Source data -
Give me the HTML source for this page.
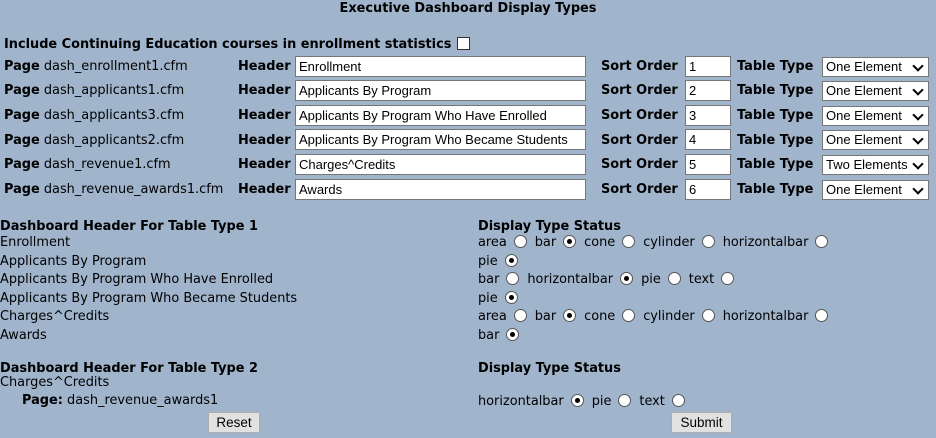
<!DOCTYPE html>
<html><head><style>
body{margin:0;width:936px;height:438px;background:#a0b4cc;font-family:"DejaVu Sans","Liberation Sans",sans-serif;font-size:12.9px;color:#000;position:relative;overflow:hidden}
.a{position:absolute;white-space:nowrap}
b{font-weight:bold}
.in{position:absolute;background:#fff;border:1px solid #767676;box-sizing:border-box;height:21px;font-family:"Liberation Sans",sans-serif;font-size:13px;padding:1px 3px;line-height:17px;white-space:nowrap;overflow:hidden}
.sel{position:absolute;background:#fff;border:1px solid #767676;box-sizing:border-box;height:20px;width:107px;left:822px;font-family:"Liberation Sans",sans-serif;font-size:13px;padding:0 3px;line-height:18px;white-space:nowrap}
.sel:after{content:"";position:absolute;right:6px;top:4px;width:6px;height:6px;border-right:2px solid #000;border-bottom:2px solid #000;transform:rotate(45deg)}
.r{display:inline-block;width:11px;height:11px;border:1px solid #555;border-radius:50%;background:#fff;vertical-align:-2px;margin:0 8px 0 7px;position:relative}
.r.c:after{content:"";position:absolute;left:3px;top:3px;width:5px;height:5px;border-radius:50%;background:#000}
.btn{position:absolute;background:#e1e1e1;border:1px solid #adadad;box-sizing:border-box;font-family:"Liberation Sans",sans-serif;font-size:13.5px;text-align:center;line-height:19px;height:21px}
</style></head><body>
<div class="a" style="left:0;width:936px;text-align:center;top:1px"><b>Executive Dashboard Display Types</b></div>
<div class="a" style="left:4px;top:37px"><b>Include Continuing Education courses in enrollment statistics</b></div>
<div style="position:absolute;left:457px;top:37px;width:11px;height:11px;border:1px solid #333;background:#fff"></div>

<div class="a" style="left:4px;top:59px"><b>Page</b> dash_enrollment1.cfm</div>
<div class="a" style="left:238px;top:59px"><b>Header</b></div>
<div class="in" style="left:295px;top:56px;width:291px">Enrollment</div>
<div class="a" style="left:601px;top:59px"><b>Sort Order</b></div>
<div class="in" style="left:685px;top:56px;width:46px">1</div>
<div class="a" style="left:737px;top:59px"><b>Table Type</b></div>
<div class="sel" style="top:57px">One Element</div>

<div class="a" style="left:4px;top:83px"><b>Page</b> dash_applicants1.cfm</div>
<div class="a" style="left:238px;top:83px"><b>Header</b></div>
<div class="in" style="left:295px;top:80px;width:291px">Applicants By Program</div>
<div class="a" style="left:601px;top:83px"><b>Sort Order</b></div>
<div class="in" style="left:685px;top:80px;width:46px">2</div>
<div class="a" style="left:737px;top:83px"><b>Table Type</b></div>
<div class="sel" style="top:81px">One Element</div>

<div class="a" style="left:4px;top:108px"><b>Page</b> dash_applicants3.cfm</div>
<div class="a" style="left:238px;top:108px"><b>Header</b></div>
<div class="in" style="left:295px;top:105px;width:291px">Applicants By Program Who Have Enrolled</div>
<div class="a" style="left:601px;top:108px"><b>Sort Order</b></div>
<div class="in" style="left:685px;top:105px;width:46px">3</div>
<div class="a" style="left:737px;top:108px"><b>Table Type</b></div>
<div class="sel" style="top:106px">One Element</div>

<div class="a" style="left:4px;top:133px"><b>Page</b> dash_applicants2.cfm</div>
<div class="a" style="left:238px;top:133px"><b>Header</b></div>
<div class="in" style="left:295px;top:129px;width:291px">Applicants By Program Who Became Students</div>
<div class="a" style="left:601px;top:133px"><b>Sort Order</b></div>
<div class="in" style="left:685px;top:129px;width:46px">4</div>
<div class="a" style="left:737px;top:133px"><b>Table Type</b></div>
<div class="sel" style="top:130px">One Element</div>

<div class="a" style="left:4px;top:157px"><b>Page</b> dash_revenue1.cfm</div>
<div class="a" style="left:238px;top:157px"><b>Header</b></div>
<div class="in" style="left:295px;top:154px;width:291px">Charges^Credits</div>
<div class="a" style="left:601px;top:157px"><b>Sort Order</b></div>
<div class="in" style="left:685px;top:154px;width:46px">5</div>
<div class="a" style="left:737px;top:157px"><b>Table Type</b></div>
<div class="sel" style="top:155px">Two Elements</div>

<div class="a" style="left:4px;top:182px"><b>Page</b> dash_revenue_awards1.cfm</div>
<div class="a" style="left:238px;top:182px"><b>Header</b></div>
<div class="in" style="left:295px;top:179px;width:291px">Awards</div>
<div class="a" style="left:601px;top:182px"><b>Sort Order</b></div>
<div class="in" style="left:685px;top:179px;width:46px">6</div>
<div class="a" style="left:737px;top:182px"><b>Table Type</b></div>
<div class="sel" style="top:180px">One Element</div>

<div class="a" style="left:0;top:219px"><b>Dashboard Header For Table Type 1</b></div>
<div class="a" style="left:0;top:235px">Enrollment</div>
<div class="a" style="left:0;top:254px">Applicants By Program</div>
<div class="a" style="left:0;top:272px">Applicants By Program Who Have Enrolled</div>
<div class="a" style="left:0;top:291px">Applicants By Program Who Became Students</div>
<div class="a" style="left:0;top:309px">Charges^Credits</div>
<div class="a" style="left:0;top:328px">Awards</div>

<div class="a" style="left:478px;top:219px"><b>Display Type Status</b></div>
<div class="a" style="left:478px;top:235px">area<span class="r"></span>bar<span class="r c"></span>cone<span class="r"></span>cylinder<span class="r"></span>horizontalbar<span class="r"></span></div>
<div class="a" style="left:478px;top:254px">pie<span class="r c"></span></div>
<div class="a" style="left:478px;top:272px">bar<span class="r"></span>horizontalbar<span class="r c"></span>pie<span class="r"></span>text<span class="r"></span></div>
<div class="a" style="left:478px;top:291px">pie<span class="r c"></span></div>
<div class="a" style="left:478px;top:309px">area<span class="r"></span>bar<span class="r c"></span>cone<span class="r"></span>cylinder<span class="r"></span>horizontalbar<span class="r"></span></div>
<div class="a" style="left:478px;top:328px">bar<span class="r c"></span></div>

<div class="a" style="left:0;top:361px"><b>Dashboard Header For Table Type 2</b></div>
<div class="a" style="left:0;top:375px">Charges^Credits</div>
<div class="a" style="left:22px;top:393px"><b>Page:</b> dash_revenue_awards1</div>
<div class="a" style="left:478px;top:361px"><b>Display Type Status</b></div>
<div class="a" style="left:478px;top:394px">horizontalbar<span class="r c"></span>pie<span class="r"></span>text<span class="r"></span></div>

<div class="btn" style="left:208px;top:412px;width:52px">Reset</div>
<div class="btn" style="left:671px;top:412px;width:61px">Submit</div>
</body></html>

Problem to solve - Repeat the material above word for word, please, apart from its images.

Full response -
Give me the HTML source for this page.
<!DOCTYPE html>
<html><head><style>
body{margin:0;width:936px;height:438px;background:#a0b4cc;font-family:"DejaVu Sans","Liberation Sans",sans-serif;font-size:12.9px;color:#000;position:relative;overflow:hidden}
.a{position:absolute;white-space:nowrap}
b{font-weight:bold}
.in{position:absolute;background:#fff;border:1px solid #767676;box-sizing:border-box;height:21px;font-family:"Liberation Sans",sans-serif;font-size:13px;padding:1px 3px;line-height:17px;white-space:nowrap;overflow:hidden}
.sel{position:absolute;background:#fff;border:1px solid #767676;box-sizing:border-box;height:20px;width:107px;left:822px;font-family:"Liberation Sans",sans-serif;font-size:13px;padding:0 3px;line-height:18px;white-space:nowrap}
.sel:after{content:"";position:absolute;right:6px;top:4px;width:6px;height:6px;border-right:2px solid #000;border-bottom:2px solid #000;transform:rotate(45deg)}
.r{display:inline-block;width:11px;height:11px;border:1px solid #555;border-radius:50%;background:#fff;vertical-align:-2px;margin:0 8px 0 7px;position:relative}
.r.c:after{content:"";position:absolute;left:3px;top:3px;width:5px;height:5px;border-radius:50%;background:#000}
.btn{position:absolute;background:#e1e1e1;border:1px solid #adadad;box-sizing:border-box;font-family:"Liberation Sans",sans-serif;font-size:13.5px;text-align:center;line-height:19px;height:21px}
</style></head><body>
<div class="a" style="left:0;width:936px;text-align:center;top:1px"><b>Executive Dashboard Display Types</b></div>
<div class="a" style="left:4px;top:37px"><b>Include Continuing Education courses in enrollment statistics</b></div>
<div style="position:absolute;left:457px;top:37px;width:11px;height:11px;border:1px solid #333;background:#fff"></div>

<div class="a" style="left:4px;top:59px"><b>Page</b> dash_enrollment1.cfm</div>
<div class="a" style="left:238px;top:59px"><b>Header</b></div>
<div class="in" style="left:295px;top:56px;width:291px">Enrollment</div>
<div class="a" style="left:601px;top:59px"><b>Sort Order</b></div>
<div class="in" style="left:685px;top:56px;width:46px">1</div>
<div class="a" style="left:737px;top:59px"><b>Table Type</b></div>
<div class="sel" style="top:57px">One Element</div>

<div class="a" style="left:4px;top:83px"><b>Page</b> dash_applicants1.cfm</div>
<div class="a" style="left:238px;top:83px"><b>Header</b></div>
<div class="in" style="left:295px;top:80px;width:291px">Applicants By Program</div>
<div class="a" style="left:601px;top:83px"><b>Sort Order</b></div>
<div class="in" style="left:685px;top:80px;width:46px">2</div>
<div class="a" style="left:737px;top:83px"><b>Table Type</b></div>
<div class="sel" style="top:81px">One Element</div>

<div class="a" style="left:4px;top:108px"><b>Page</b> dash_applicants3.cfm</div>
<div class="a" style="left:238px;top:108px"><b>Header</b></div>
<div class="in" style="left:295px;top:105px;width:291px">Applicants By Program Who Have Enrolled</div>
<div class="a" style="left:601px;top:108px"><b>Sort Order</b></div>
<div class="in" style="left:685px;top:105px;width:46px">3</div>
<div class="a" style="left:737px;top:108px"><b>Table Type</b></div>
<div class="sel" style="top:106px">One Element</div>

<div class="a" style="left:4px;top:133px"><b>Page</b> dash_applicants2.cfm</div>
<div class="a" style="left:238px;top:133px"><b>Header</b></div>
<div class="in" style="left:295px;top:129px;width:291px">Applicants By Program Who Became Students</div>
<div class="a" style="left:601px;top:133px"><b>Sort Order</b></div>
<div class="in" style="left:685px;top:129px;width:46px">4</div>
<div class="a" style="left:737px;top:133px"><b>Table Type</b></div>
<div class="sel" style="top:130px">One Element</div>

<div class="a" style="left:4px;top:157px"><b>Page</b> dash_revenue1.cfm</div>
<div class="a" style="left:238px;top:157px"><b>Header</b></div>
<div class="in" style="left:295px;top:154px;width:291px">Charges^Credits</div>
<div class="a" style="left:601px;top:157px"><b>Sort Order</b></div>
<div class="in" style="left:685px;top:154px;width:46px">5</div>
<div class="a" style="left:737px;top:157px"><b>Table Type</b></div>
<div class="sel" style="top:155px">Two Elements</div>

<div class="a" style="left:4px;top:182px"><b>Page</b> dash_revenue_awards1.cfm</div>
<div class="a" style="left:238px;top:182px"><b>Header</b></div>
<div class="in" style="left:295px;top:179px;width:291px">Awards</div>
<div class="a" style="left:601px;top:182px"><b>Sort Order</b></div>
<div class="in" style="left:685px;top:179px;width:46px">6</div>
<div class="a" style="left:737px;top:182px"><b>Table Type</b></div>
<div class="sel" style="top:180px">One Element</div>

<div class="a" style="left:0;top:219px"><b>Dashboard Header For Table Type 1</b></div>
<div class="a" style="left:0;top:235px">Enrollment</div>
<div class="a" style="left:0;top:254px">Applicants By Program</div>
<div class="a" style="left:0;top:272px">Applicants By Program Who Have Enrolled</div>
<div class="a" style="left:0;top:291px">Applicants By Program Who Became Students</div>
<div class="a" style="left:0;top:309px">Charges^Credits</div>
<div class="a" style="left:0;top:328px">Awards</div>

<div class="a" style="left:478px;top:219px"><b>Display Type Status</b></div>
<div class="a" style="left:478px;top:235px">area<span class="r"></span>bar<span class="r c"></span>cone<span class="r"></span>cylinder<span class="r"></span>horizontalbar<span class="r"></span></div>
<div class="a" style="left:478px;top:254px">pie<span class="r c"></span></div>
<div class="a" style="left:478px;top:272px">bar<span class="r"></span>horizontalbar<span class="r c"></span>pie<span class="r"></span>text<span class="r"></span></div>
<div class="a" style="left:478px;top:291px">pie<span class="r c"></span></div>
<div class="a" style="left:478px;top:309px">area<span class="r"></span>bar<span class="r c"></span>cone<span class="r"></span>cylinder<span class="r"></span>horizontalbar<span class="r"></span></div>
<div class="a" style="left:478px;top:328px">bar<span class="r c"></span></div>

<div class="a" style="left:0;top:361px"><b>Dashboard Header For Table Type 2</b></div>
<div class="a" style="left:0;top:375px">Charges^Credits</div>
<div class="a" style="left:22px;top:393px"><b>Page:</b> dash_revenue_awards1</div>
<div class="a" style="left:478px;top:361px"><b>Display Type Status</b></div>
<div class="a" style="left:478px;top:394px">horizontalbar<span class="r c"></span>pie<span class="r"></span>text<span class="r"></span></div>

<div class="btn" style="left:208px;top:412px;width:52px">Reset</div>
<div class="btn" style="left:671px;top:412px;width:61px">Submit</div>
</body></html>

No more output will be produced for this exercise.